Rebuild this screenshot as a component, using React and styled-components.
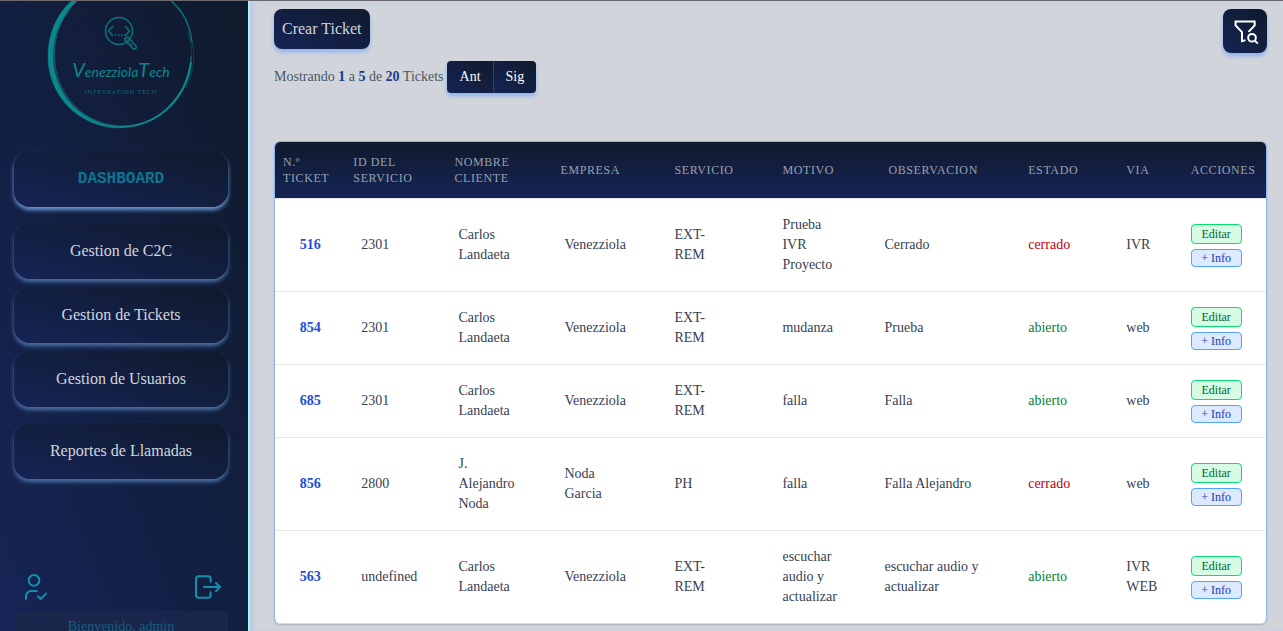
import React from "react";
import styled, { createGlobalStyle, css } from "styled-components";

const SERIF = '"Liberation Serif", "Times New Roman", serif';

const GlobalStyle = createGlobalStyle`
  *, *::before, *::after { box-sizing: border-box; }
  body { margin: 0; background: #d1d5db; font-family: ${SERIF}; font-size: 16px; line-height: 24px; }
  button { font-family: inherit; cursor: pointer; }
`;

const nightGradient = css`
  background: linear-gradient(to top right, #162456, #0f1a2b);
`;

const Page = styled.div`
  display: flex;
  height: 100vh;
  overflow: hidden;
  border-top: 1px solid #6b696e;
`;

const Sidebar = styled.aside`
  flex: none;
  width: 250px;
  display: flex;
  flex-direction: column;
  padding: 0 20px 0 14px;
  overflow: hidden;
  border-right: 2px solid #a2f4fd;
  background: linear-gradient(to top right, #162456, #0f1a2b);
`;

const Logo = styled.svg`
  flex: none;
  align-self: center;
  width: 150px;
  height: 150px;
  margin-top: -22px;
`;

const Nav = styled.nav`
  display: flex;
  flex-direction: column;
  padding-top: 22px;
`;

const NavGroup = styled.div`
  display: flex;
  flex-direction: column;
  gap: 8px;
  margin-bottom: 16px;
`;

const NavButton = styled.button`
  height: 56px;
  flex: none;
  border: 0;
  border-radius: 16px;
  ${nightGradient}
  color: ${(p) => (p.$active ? "#0e7490" : "#d1d5dc")};
  font-size: 16px;
  line-height: 24px;
  box-shadow: 0 3px 4px ${(p) => (p.$active ? "#6b9ad8" : "#4c72a6")};
  ${(p) =>
    p.$active &&
    css`
      font-family: "Liberation Mono", "Courier New", monospace;
      font-weight: 700;
    `}
`;

const Account = styled.div`
  display: flex;
  justify-content: space-between;
  padding: 76px 4px 8px;
`;

const IconButton = styled.button`
  display: flex;
  padding: 0;
  border: 0;
  background: none;
  color: #0e93ad;
`;

const Welcome = styled.p`
  margin: 0;
  padding: 4px;
  border-radius: 4px;
  background: #1b264c;
  color: #155e7f;
  font-size: 14px;
  line-height: 24px;
  text-align: center;
`;

const Main = styled.main`
  flex: 1;
  min-width: 0;
  padding: 8px 16px 6px 24px;
  box-shadow: inset 4px 0 6px -2px #b9c3e3;
`;

const Toolbar = styled.div`
  display: flex;
  justify-content: space-between;
  align-items: flex-start;
  height: 44px;
`;

const CreateButton = styled.button`
  height: 40px;
  padding: 0 8px;
  border: 0;
  border-radius: 8px;
  ${nightGradient}
  box-shadow: 0 3px 4px #8db1ee;
  color: #d1d5dc;
  font-size: 16px;
`;

const FilterButton = styled.button`
  display: grid;
  place-items: center;
  width: 44px;
  height: 44px;
  padding: 0;
  border: 0;
  border-radius: 8px;
  ${nightGradient}
  box-shadow: 0 3px 4px #8db1ee;
  color: #fff;
`;

const Pager = styled.div`
  display: flex;
  align-items: center;
  gap: 3px;
  margin: 8px 0 48px;
  color: #4a5565;
  font-size: 14px;
  line-height: 20px;

  strong { color: #1c398e; }
`;

const PagerButtons = styled.div`
  display: flex;
  border-radius: 4px;
  box-shadow: 0 3px 4px #8db1ee;
`;

const PagerButton = styled.button`
  height: 32px;
  padding: 0 12px 0 13px;
  border: 0;
  ${nightGradient}
  color: #fff;
  font-size: 14px;

  &:first-child { border-radius: 4px 0 0 4px; }
  &:last-child { border-radius: 0 4px 4px 0; padding-left: 12px; border-left: 1px solid #33415f; }
`;

const TableFrame = styled.div`
  overflow: hidden;
  border: 1px solid #8eb6f5;
  border-bottom-color: #d9dde3;
  border-radius: 6px;
  background: #fff;
  box-shadow: 0 1px 2px #a9adb5;
`;

const Table = styled.table`
  width: 100%;
  table-layout: fixed;
  border-collapse: separate;
  border-spacing: 0;
`;

const Head = styled.thead`
  background: linear-gradient(to top, #162456, #0f1a2b);
`;

const HeadCell = styled.th`
  width: ${(p) => p.$width}%;
  height: 56px;
  padding: 12px 0 12px 8px;
  color: #99a1af;
  font-size: 12px;
  font-weight: 400;
  line-height: 16px;
  letter-spacing: 0.05em;
  text-align: left;
  text-transform: uppercase;
`;

const Row = styled.tr`
  & > td { border-top: 1px solid #e5e7eb; }
`;

const Cell = styled.td`
  padding: 16px ${(p) => p.$right || 0}px 16px ${(p) => p.$left ?? 8}px;
  color: #364153;
  font-size: 14px;
  line-height: 20px;
`;

const NumberCell = styled(Cell)`
  color: #1d4ed8;
  font-weight: 700;
  text-align: center;
`;

const StatusCell = styled(Cell)`
  color: ${(p) => (p.$open ? "#008236" : "#c10007")};
`;

const ActionCell = styled(Cell)`
  padding-top: 8px;
  padding-bottom: 8px;
`;

const Actions = styled.div`
  display: flex;
  flex-direction: column;
  align-items: flex-start;
  gap: 5px;
`;

const ActionButton = styled.button`
  width: 51px;
  height: ${(p) => (p.$info ? 18 : 20)}px;
  padding: 0;
  border: 1px solid ${(p) => (p.$info ? "#51a2ff" : "#05df72")};
  border-radius: 4px;
  background: ${(p) => (p.$info ? "#dbeafe" : "#d6fce5")};
  color: ${(p) => (p.$info ? "#193cb8" : "#016630")};
  font-size: 12px;
  line-height: 16px;
`;

const LogoArt = () => (
  <Logo viewBox="0 0 150 150" fill="none" stroke="#0b888c" role="img" aria-label="VenezziolaTech">
    <path d="M75 149C33 149 2 117 2 77C2 34 35 3 75 2C56 5 43 11 31 22C15 37 7 56 7 77C7 116 38 147 75 147.500Z" fill="#0b888c" strokeWidth="0.500" />
    <path d="M22 33C5 54 5 88 16 109C28 131 47 146 75 147C117 148 145 114 145 77" strokeWidth="1" opacity="0.700" />
    <path d="M75 148C113 147 140 119 145 83" strokeWidth="2" />
    <path d="M117 15C136 29 143 42 146 63" strokeWidth="1.500" opacity="0.800" />
    <path d="M142 53C148 76 146 92 140 109M146 62C150 79 147 93 142 102" strokeWidth="1" opacity="0.350" />
    <g strokeWidth="1.500" opacity="0.800">
      <circle cx="73" cy="52" r="13.500" />
      <path d="M67 47L62.500 52L67 57M79 47L83.500 52L79 57" />
      <path d="M69 56h10" strokeDasharray="1.500 1.500" />
      <path d="M79 59.500L82 58L90 67Q91 71 87 69.500L79 61.500Z" />
      <path d="M80 60.500L87 67" strokeWidth="1" />
    </g>
    <g fill="#0b888c" stroke="none" fontFamily="Lato, sans-serif">
      <text x="75" y="98" textAnchor="middle" fontStyle="italic" fontSize="14">
        <tspan fontSize="20">V</tspan>enezziola<tspan fontSize="20">T</tspan>ech
      </text>
      <text x="75" y="115" textAnchor="middle" fontSize="6" letterSpacing="1" opacity="0.700">INTEGRATION TECH</text>
    </g>
  </Logo>
);

const Stroke = ({ children, width = 1.5, size = 32, ...rest }) => (
  <svg width={size} height={size} viewBox="0 0 24 24" fill="none" stroke="currentColor" strokeWidth={width} aria-hidden="true" {...rest}>
    {children}
  </svg>
);

const UserCheckIcon = () => (
  <Stroke strokeLinecap="round" strokeLinejoin="round">
    <path d="M8 7a4 4 0 1 0 8 0a4 4 0 0 0-8 0M6 21v-2a4 4 0 0 1 4-4h4M15 19l2 2l4-4" />
  </Stroke>
);

const LogoutIcon = () => (
  <Stroke strokeLinecap="round" strokeLinejoin="round">
    <path d="M14 8V6a2 2 0 0 0-2-2H5a2 2 0 0 0-2 2v12a2 2 0 0 0 2 2h7a2 2 0 0 0 2-2v-2M9 12h12l-3-3M18 15l3-3" />
  </Stroke>
);

const FilterSearchIcon = () => (
  <Stroke size={28} width={1.7}>
    <path d="M15 12.800L20.300 7.200V3.900H3.900V7.200L9.400 12.900V20.700L12.400 19.800" />
    <circle cx="18" cy="17.800" r="3.300" />
    <path d="M20.300 20.200L23 22.800" />
  </Stroke>
);

const columns = [
  ["N.º Ticket", 7.1],
  ["ID del servicio", 10.2],
  ["Nombre cliente", 10.7],
  ["Empresa", 11.5],
  ["Servicio", 10.9],
  ["Motivo", 10.7],
  ["Observacion", 14.1],
  ["Estado", 9.9],
  ["Via", 6.5],
  ["Acciones", 8.4],
];

const tickets = [
  { id: 516, service: "2301", client: "Carlos Landaeta", company: "Venezziola", type: "EXT-REM", reason: "Prueba IVR Proyecto", note: "Cerrado", status: "cerrado", via: "IVR" },
  { id: 854, service: "2301", client: "Carlos Landaeta", company: "Venezziola", type: "EXT-REM", reason: "mudanza", note: "Prueba", status: "abierto", via: "web" },
  { id: 685, service: "2301", client: "Carlos Landaeta", company: "Venezziola", type: "EXT-REM", reason: "falla", note: "Falla", status: "abierto", via: "web" },
  { id: 856, service: "2800", client: "J. Alejandro Noda", company: "Noda Garcia", type: "PH", reason: "falla", note: "Falla Alejandro", status: "cerrado", via: "web" },
  { id: 563, service: "undefined", client: "Carlos Landaeta", company: "Venezziola", type: "EXT-REM", reason: "escuchar audio y actualizar", note: "escuchar audio y actualizar", status: "abierto", via: "IVR WEB" },
];

export default function App() {
  return (
    <>
      <GlobalStyle />
      <Page>
        <Sidebar>
          <LogoArt />
          <Nav>
            <NavGroup>
              <NavButton $active>DASHBOARD</NavButton>
            </NavGroup>
            <NavGroup>
              <NavButton>Gestion de C2C</NavButton>
              <NavButton>Gestion de Tickets</NavButton>
              <NavButton>Gestion de Usuarios</NavButton>
            </NavGroup>
            <NavGroup>
              <NavButton>Reportes de Llamadas</NavButton>
            </NavGroup>
          </Nav>
          <Account>
            <IconButton aria-label="Perfil"><UserCheckIcon /></IconButton>
            <IconButton aria-label="Salir"><LogoutIcon /></IconButton>
          </Account>
          <Welcome>Bienvenido, admin</Welcome>
        </Sidebar>
        <Main>
          <Toolbar>
            <CreateButton>Crear Ticket</CreateButton>
            <FilterButton aria-label="Filtrar"><FilterSearchIcon /></FilterButton>
          </Toolbar>
          <Pager>
            <span>Mostrando <strong>1</strong> a <strong>5</strong> de <strong>20</strong> Tickets</span>
            <PagerButtons>
              <PagerButton>Ant</PagerButton>
              <PagerButton>Sig</PagerButton>
            </PagerButtons>
          </Pager>
          <TableFrame>
            <Table>
              <Head>
                <tr>
                  {columns.map(([label, width]) => (
                    <HeadCell key={label} scope="col" $width={width}>{label}</HeadCell>
                  ))}
                </tr>
              </Head>
              <tbody>
                {tickets.map((t) => (
                  <Row key={t.id}>
                    <NumberCell $left={0}>{t.id}</NumberCell>
                    <Cell $left={16}>{t.service}</Cell>
                    <Cell $left={12} $right={32}>{t.client}</Cell>
                    <Cell $left={12} $right={36}>{t.company}</Cell>
                    <Cell $right={48}>{t.type}</Cell>
                    <Cell $right={40}>{t.reason}</Cell>
                    <Cell $left={4} $right={16}>{t.note}</Cell>
                    <StatusCell $open={t.status === "abierto"}>{t.status}</StatusCell>
                    <Cell>{t.via}</Cell>
                    <ActionCell>
                      <Actions>
                        <ActionButton>Editar</ActionButton>
                        <ActionButton $info>+ Info</ActionButton>
                      </Actions>
                    </ActionCell>
                  </Row>
                ))}
              </tbody>
            </Table>
          </TableFrame>
        </Main>
      </Page>
    </>
  );
}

Given instruction =>
Say how many lines hold the word "React", giving the number and nothing else.

The response =>
2